# F33 Code Sheet



## kal26uk (Sep 21, 2015)

Hi All,

Got my first BMW- 435d X Drive, Convertible, M Sport- 2015. Lovely car and i have just purchased a coding cable and downloaded the software E-SYS.

Can someone kindly provide me the coding sheet...so i can get coding away.

I think its a F33 car ?


----------



## dmnc02 (Mar 28, 2003)

kal26uk said:


> Hi All,
> 
> Got my first BMW- 435d X Drive, Convertible, M Sport- 2015. Lovely car and i have just purchased a coding cable and downloaded the software E-SYS.
> 
> ...


Here you go: http://www.bimmerfest.com/forums/showpost.php?p=8567916&postcount=2


----------



## kal26uk (Sep 21, 2015)

thanks. will this work on a F33 ?


----------



## dmnc02 (Mar 28, 2003)

kal26uk said:


> thanks. will this work on a F33 ?


Almost all (if not all) of it will.


----------



## kal26uk (Sep 21, 2015)

great thanks.

when connecting for the first time using the E-SYS, which option should i select:

Project=F001_15_07_504

I have a F33, which is a 435d X Drive Convertible 2015 Model.

I could not see F33 in the list


----------



## dmnc02 (Mar 28, 2003)

Select "F033" as the Car Series in E-Sys Launcher and then "Project=F020_xx_xx_xxx, VehicleInfo=F020" (NOT "VehicleInfo=F020_DIRECT") as the Connection Target in E-Sys, as described in the "Installation Instructions" PDF.


----------



## bob221b1 (Jul 12, 2015)

kal26uk said:


> Hi All,
> 
> Got my first BMW- 435d X Drive, Convertible, M Sport- 2015. Lovely car and i have just purchased a coding cable and downloaded the software E-SYS.
> 
> ...


Hello... I think this is finally the forum page that can help me!

I know computers pretty well but tinkering under the hood of a car is intimidating.

I have a 2015 BMW 430 5I convertible.
I believe that's called F33.

I have a heads-up display, navigation all the tech that one might expect-except the Office functions.

Bluetooth streaming of audio and associated cover art is flawless.

I've read somewhere in this blog that it is possible to code a modern vehicle with a certain head unit to accept 'office'. How do I do this?

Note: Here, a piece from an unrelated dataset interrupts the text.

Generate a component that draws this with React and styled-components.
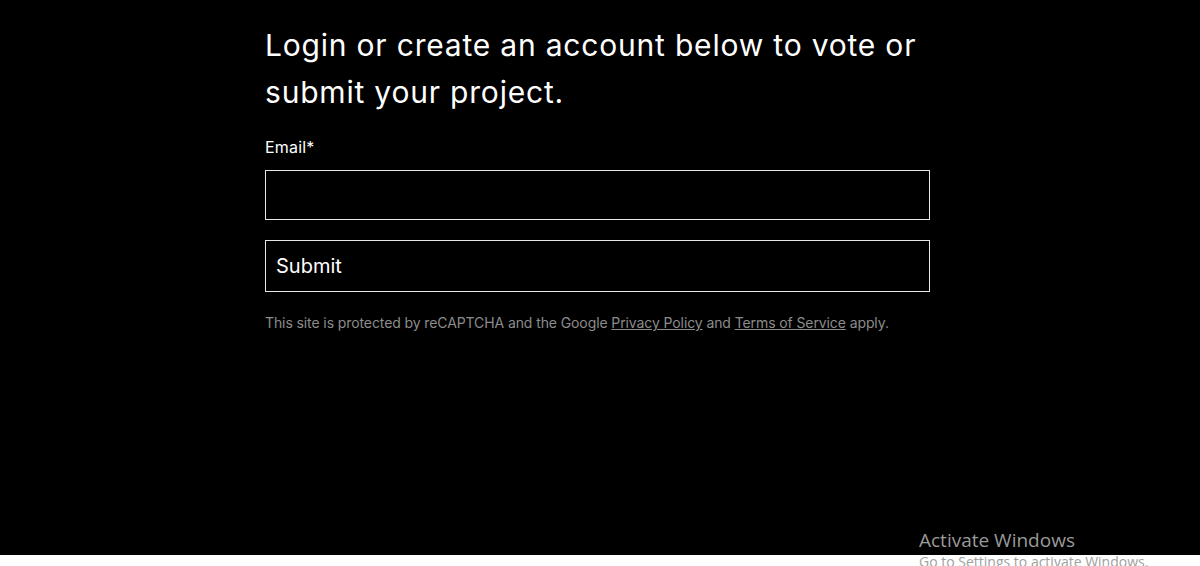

Is there a requirement to have the cradle? I did not purchase the car with the cradle for my iPhone 6+.

Thank you in advance!

~Bob


----------



## Simpaty (Aug 6, 2015)

bob221b1 said:


> Hello... I think this is finally the forum page that can help me!
> 
> I know computers pretty well but tinkering under the hood of a car is intimidating.
> 
> ...


On the above coding sheet, if you code the enhance bluetooth function, it will give you office entry on the idrive menu. I did this on my 2015 f30 and it worked just fine.
If uncertain look up how to code FA from 6NH to 6HS


----------



## nnassif (May 20, 2016)

Hi Guys - Im new to the coding world and trying to get into it. Can someone send me the software needed to code? I have the ENET cable already.
Thanks


----------



## Beowulf65 (Mar 28, 2015)

nnassif said:


> Hi Guys - Im new to the coding world and trying to get into it. Can someone send me the software needed to code? I have the ENET cable already.
> Thanks


Post your request here: http://www.bimmerfest.com/forums/showthread.php?t=624780&page=103


----------



## sdpascal (3 mo ago)

hi, where i found codding for bmw 428i 2006 with iDrive6 (upgade) , my aux in lost or i dont knoiw how to show in menu.
and the others features not show and my sound is lower after upgrade
thaks


----------